Review: The Body Electric by Beth Revis (Blog Tour)
Published October 6th 2014 by Scripturient Books
Review copy received from Xpresso Book Tours
After a terrible war, people will do anything to keep the peace.
Ella is the daughter of two scientists, one who was amazing with androids and nanobots, and one who discovers Reveries. Inside a Reverie, people sleep and dream lucidly about one of their memories. When Ella discovers she can enter other people’s Reverie, she gets caught up in a plot that concerns national security.
For the first ten percent, I held my heart. The Body Electric got real close to being too similar to Inception. The way Ella enters someone else’s dream, and the imagery of it was corresponding with the movie almost exactly. I was relieved when after the introductory action, the resemblance dissipates, and The Body Electric stands on its own.

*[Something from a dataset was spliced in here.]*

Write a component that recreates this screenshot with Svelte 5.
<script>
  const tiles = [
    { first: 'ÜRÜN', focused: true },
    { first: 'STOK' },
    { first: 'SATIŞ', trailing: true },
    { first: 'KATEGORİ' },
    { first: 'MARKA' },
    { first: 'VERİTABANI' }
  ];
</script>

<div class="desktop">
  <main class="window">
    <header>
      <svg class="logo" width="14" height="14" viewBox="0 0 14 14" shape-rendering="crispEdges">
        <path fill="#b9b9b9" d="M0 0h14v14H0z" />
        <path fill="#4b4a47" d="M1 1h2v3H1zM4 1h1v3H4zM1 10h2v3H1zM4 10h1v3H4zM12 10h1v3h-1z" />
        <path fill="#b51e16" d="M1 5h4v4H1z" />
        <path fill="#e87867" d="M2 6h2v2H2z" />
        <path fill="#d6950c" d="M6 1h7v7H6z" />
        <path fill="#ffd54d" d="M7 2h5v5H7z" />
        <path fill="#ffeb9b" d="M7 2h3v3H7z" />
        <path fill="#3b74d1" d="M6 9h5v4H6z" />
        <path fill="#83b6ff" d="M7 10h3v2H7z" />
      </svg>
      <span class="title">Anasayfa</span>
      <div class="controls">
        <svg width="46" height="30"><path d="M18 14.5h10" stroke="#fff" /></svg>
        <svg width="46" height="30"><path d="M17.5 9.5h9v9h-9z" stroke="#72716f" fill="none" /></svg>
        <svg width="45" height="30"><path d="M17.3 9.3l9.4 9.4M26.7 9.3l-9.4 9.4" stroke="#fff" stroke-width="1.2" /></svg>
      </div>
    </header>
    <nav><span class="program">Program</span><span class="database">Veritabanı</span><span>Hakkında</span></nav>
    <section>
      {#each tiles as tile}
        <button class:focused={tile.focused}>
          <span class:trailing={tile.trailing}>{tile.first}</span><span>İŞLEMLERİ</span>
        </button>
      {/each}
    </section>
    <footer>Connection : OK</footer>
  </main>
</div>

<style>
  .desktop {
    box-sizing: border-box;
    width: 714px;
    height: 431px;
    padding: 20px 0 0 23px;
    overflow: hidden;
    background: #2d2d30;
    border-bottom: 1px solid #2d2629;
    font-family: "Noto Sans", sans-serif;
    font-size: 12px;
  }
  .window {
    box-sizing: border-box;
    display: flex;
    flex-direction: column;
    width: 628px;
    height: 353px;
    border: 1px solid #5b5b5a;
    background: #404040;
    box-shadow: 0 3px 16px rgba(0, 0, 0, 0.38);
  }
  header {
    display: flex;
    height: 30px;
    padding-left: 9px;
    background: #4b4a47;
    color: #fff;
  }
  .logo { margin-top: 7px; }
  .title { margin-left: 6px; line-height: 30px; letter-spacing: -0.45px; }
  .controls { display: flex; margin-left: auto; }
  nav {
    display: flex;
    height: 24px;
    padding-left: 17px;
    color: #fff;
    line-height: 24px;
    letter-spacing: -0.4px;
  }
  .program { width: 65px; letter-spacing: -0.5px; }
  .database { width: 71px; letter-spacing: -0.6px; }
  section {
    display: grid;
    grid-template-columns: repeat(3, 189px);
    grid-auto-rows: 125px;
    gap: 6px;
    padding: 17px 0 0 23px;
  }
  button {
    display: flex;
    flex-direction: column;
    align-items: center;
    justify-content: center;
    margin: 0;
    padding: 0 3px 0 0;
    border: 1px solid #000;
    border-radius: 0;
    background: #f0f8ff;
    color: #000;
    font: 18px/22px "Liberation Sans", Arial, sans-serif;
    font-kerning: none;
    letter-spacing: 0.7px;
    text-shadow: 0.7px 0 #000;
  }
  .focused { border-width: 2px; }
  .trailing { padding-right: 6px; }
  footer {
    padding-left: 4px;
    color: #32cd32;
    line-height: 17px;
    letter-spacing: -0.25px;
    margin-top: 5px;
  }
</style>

My love for Ella was cemented when she punches a creepy guy in the face. FINALLY. That’s what you do when someone sneakily approaches you. You don’t swoon or fall in love, no, you punch him. Or kick. Or run.

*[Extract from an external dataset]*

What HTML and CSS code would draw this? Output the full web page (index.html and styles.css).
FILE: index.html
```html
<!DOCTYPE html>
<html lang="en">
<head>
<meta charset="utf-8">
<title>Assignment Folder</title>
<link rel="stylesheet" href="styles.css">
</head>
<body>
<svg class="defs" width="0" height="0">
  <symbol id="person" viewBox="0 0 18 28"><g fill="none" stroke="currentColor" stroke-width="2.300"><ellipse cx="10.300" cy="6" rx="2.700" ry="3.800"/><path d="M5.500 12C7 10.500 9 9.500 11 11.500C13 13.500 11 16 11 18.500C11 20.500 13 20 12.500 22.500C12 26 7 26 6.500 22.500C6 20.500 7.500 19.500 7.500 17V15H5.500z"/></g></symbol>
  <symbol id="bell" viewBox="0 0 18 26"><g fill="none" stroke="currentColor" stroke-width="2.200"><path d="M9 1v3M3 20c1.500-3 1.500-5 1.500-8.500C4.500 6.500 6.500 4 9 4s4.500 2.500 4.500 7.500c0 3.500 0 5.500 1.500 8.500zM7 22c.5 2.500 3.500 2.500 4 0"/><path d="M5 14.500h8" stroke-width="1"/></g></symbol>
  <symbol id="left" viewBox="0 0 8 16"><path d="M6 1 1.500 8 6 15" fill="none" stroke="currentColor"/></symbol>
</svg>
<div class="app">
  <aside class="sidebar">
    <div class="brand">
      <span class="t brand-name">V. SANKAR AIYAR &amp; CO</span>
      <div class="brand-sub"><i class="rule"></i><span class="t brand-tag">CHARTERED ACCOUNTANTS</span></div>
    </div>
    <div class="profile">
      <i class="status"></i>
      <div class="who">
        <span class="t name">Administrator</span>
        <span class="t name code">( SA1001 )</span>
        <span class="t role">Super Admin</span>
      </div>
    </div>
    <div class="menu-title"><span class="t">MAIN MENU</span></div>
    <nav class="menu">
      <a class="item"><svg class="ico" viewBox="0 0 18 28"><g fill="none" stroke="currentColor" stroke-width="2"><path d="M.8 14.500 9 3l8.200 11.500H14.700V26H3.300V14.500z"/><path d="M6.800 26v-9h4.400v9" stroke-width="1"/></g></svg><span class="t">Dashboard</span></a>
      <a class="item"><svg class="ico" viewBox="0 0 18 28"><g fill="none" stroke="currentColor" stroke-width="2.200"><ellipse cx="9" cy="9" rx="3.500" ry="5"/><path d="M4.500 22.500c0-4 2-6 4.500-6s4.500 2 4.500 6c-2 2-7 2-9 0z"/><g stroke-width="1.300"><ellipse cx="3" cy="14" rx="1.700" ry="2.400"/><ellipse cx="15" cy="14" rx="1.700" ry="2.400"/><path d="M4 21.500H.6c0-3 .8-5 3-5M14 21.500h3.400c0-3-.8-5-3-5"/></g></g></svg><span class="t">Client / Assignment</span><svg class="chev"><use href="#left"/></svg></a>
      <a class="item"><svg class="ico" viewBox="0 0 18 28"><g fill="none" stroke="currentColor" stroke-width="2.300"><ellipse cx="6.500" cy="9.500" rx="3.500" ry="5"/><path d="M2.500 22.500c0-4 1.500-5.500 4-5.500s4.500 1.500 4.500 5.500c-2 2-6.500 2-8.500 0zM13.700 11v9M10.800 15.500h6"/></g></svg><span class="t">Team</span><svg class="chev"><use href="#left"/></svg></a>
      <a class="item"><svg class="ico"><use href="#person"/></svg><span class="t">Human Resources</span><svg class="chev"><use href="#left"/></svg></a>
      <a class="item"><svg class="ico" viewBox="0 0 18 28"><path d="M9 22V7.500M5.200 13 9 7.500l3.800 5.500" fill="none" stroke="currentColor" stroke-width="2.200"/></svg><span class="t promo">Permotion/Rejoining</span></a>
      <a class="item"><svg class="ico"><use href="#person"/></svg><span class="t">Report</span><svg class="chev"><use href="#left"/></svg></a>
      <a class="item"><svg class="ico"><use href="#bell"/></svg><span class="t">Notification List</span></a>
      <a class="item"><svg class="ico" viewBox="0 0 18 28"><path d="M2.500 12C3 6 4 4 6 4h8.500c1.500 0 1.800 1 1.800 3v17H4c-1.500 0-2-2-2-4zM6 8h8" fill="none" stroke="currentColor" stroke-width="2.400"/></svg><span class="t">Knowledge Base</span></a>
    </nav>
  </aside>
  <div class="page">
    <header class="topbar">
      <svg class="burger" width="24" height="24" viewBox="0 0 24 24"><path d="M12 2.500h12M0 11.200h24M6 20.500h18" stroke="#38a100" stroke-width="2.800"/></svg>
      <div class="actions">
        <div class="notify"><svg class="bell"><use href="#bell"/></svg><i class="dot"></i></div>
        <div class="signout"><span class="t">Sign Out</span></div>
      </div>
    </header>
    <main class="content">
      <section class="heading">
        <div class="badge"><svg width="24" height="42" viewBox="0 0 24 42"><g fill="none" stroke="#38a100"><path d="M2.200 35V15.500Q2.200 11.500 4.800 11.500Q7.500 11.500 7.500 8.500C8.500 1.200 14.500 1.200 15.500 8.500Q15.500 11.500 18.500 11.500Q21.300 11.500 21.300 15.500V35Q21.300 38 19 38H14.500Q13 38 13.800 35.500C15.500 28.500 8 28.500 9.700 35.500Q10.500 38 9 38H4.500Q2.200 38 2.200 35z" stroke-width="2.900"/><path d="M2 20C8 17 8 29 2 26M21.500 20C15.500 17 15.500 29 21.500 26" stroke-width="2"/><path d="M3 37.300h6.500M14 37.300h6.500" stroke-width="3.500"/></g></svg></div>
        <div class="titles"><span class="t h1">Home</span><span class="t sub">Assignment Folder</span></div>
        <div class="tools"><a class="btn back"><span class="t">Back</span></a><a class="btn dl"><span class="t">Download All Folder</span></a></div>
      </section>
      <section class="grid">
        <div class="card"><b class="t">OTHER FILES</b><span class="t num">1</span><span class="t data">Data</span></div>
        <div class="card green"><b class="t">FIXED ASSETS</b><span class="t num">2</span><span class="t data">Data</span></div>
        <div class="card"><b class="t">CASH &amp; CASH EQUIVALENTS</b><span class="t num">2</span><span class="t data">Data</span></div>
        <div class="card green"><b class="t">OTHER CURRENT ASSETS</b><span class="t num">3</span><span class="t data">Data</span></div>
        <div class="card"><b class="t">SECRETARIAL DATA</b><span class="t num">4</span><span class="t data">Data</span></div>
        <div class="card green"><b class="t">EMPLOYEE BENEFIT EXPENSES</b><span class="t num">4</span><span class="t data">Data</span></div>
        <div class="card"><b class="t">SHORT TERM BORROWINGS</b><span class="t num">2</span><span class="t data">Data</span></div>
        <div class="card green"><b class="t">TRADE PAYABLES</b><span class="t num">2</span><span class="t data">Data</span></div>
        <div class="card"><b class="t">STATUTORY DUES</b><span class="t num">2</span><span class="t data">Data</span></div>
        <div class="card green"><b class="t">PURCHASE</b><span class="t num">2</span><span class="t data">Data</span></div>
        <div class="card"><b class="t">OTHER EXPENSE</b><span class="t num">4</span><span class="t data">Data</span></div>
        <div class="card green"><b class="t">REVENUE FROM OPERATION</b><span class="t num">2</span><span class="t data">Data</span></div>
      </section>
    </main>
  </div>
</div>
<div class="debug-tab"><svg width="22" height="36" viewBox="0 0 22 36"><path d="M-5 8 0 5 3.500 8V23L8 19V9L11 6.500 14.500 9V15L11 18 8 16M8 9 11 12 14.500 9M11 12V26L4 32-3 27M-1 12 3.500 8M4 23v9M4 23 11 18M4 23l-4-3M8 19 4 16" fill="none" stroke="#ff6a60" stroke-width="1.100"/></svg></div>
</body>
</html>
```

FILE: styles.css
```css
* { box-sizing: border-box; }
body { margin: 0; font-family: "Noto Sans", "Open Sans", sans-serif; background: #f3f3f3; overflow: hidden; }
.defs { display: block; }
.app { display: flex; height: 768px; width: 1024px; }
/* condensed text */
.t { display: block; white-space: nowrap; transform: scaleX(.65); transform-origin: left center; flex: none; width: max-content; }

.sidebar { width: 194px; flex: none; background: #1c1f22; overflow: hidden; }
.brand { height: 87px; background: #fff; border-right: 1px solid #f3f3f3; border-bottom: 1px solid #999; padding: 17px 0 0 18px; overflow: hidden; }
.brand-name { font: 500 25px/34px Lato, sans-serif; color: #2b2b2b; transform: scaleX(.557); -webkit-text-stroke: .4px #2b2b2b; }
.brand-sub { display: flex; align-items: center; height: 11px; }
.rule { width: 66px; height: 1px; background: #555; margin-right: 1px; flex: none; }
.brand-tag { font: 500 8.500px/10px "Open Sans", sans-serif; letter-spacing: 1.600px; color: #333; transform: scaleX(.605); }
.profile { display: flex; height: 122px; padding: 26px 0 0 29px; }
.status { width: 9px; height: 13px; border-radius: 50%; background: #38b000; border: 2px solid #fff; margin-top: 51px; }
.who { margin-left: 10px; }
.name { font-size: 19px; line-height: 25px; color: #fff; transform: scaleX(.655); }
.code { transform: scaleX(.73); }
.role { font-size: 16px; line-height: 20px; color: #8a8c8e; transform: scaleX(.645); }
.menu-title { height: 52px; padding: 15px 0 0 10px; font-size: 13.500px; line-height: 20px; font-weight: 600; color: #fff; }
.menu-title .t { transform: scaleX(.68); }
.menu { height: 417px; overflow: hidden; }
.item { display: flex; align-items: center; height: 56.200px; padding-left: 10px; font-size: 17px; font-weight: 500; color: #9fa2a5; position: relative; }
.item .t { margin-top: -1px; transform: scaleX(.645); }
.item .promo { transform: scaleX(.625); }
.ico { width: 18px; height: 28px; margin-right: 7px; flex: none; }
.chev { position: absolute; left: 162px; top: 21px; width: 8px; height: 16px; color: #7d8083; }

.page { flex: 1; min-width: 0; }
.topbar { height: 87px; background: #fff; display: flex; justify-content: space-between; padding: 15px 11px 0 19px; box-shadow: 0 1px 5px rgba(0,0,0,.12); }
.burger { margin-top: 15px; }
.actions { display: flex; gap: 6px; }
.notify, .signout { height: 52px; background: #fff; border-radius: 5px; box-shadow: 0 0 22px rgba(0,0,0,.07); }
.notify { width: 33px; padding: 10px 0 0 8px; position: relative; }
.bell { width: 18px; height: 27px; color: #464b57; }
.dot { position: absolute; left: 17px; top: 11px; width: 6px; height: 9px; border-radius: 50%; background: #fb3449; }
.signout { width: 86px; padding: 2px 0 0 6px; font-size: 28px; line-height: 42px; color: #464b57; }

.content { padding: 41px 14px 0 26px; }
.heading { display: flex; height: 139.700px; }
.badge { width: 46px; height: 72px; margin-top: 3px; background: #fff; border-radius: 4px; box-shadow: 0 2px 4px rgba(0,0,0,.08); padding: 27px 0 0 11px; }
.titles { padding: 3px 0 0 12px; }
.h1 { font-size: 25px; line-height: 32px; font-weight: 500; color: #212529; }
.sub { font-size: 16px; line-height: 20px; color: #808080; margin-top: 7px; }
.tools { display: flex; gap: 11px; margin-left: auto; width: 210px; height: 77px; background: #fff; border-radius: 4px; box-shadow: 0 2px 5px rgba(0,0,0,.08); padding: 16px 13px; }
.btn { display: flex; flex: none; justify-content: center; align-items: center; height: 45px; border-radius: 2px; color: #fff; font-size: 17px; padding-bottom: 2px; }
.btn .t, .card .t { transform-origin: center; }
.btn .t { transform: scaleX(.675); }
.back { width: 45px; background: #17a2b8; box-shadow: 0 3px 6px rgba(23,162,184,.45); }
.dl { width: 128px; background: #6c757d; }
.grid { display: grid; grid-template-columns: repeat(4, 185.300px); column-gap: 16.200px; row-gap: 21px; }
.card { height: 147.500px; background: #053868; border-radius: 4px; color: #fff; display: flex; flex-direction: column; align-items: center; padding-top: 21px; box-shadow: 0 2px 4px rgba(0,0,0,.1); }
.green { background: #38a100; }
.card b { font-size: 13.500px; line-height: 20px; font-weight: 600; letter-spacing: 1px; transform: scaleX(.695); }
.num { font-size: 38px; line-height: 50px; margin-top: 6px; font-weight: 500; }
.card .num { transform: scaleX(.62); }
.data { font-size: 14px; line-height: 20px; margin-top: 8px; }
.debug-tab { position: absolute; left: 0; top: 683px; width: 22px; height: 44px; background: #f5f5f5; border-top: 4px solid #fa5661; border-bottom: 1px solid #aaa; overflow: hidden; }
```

Although Ella’s parents are scientists, and she has helped them occasionally, she’s not a scientist herself. I was slightly disappointed by this, because for once I would love a female scientist YA protagonist. I wasn’t too sad though, because on all other fronts she’s a likeable and realistic character.
The Body Electric has extremely short chapters, and all of them have a clear sense of action. The story hurls forward quickly, though not always believably. Some of the elements I found to be too easy, too convenient, or too contrived. Lovers of the genre will find plenty to love in The Body Electric. It has high stakes, lovable characters, and an interesting world.
The future world is at peace.
Ella Shepherd has dedicated her life to using her unique gift—the ability to enter people’s dreams and memories using technology developed by her mother—to help others relive their happy memories.
But not all is at it seems.
Ella starts seeing impossible things—images of her dead father, warnings of who she cannot trust. Her government recruits her to spy on a rebel group, using her ability to experience—and influence—the memories of traitors. But the leader of the rebels claims they used to be in love—even though Ella’s never met him before in her life. Which can only mean one thing…
Someone’s altered her memory.
Ella’s gift is enough to overthrow a corrupt government or crush a growing rebel group. She is the key to stopping a war she didn’t even know was happening. But if someone else has been inside Ella’s head, she cannot trust her own memories, thoughts, or feelings.
So who can she trust?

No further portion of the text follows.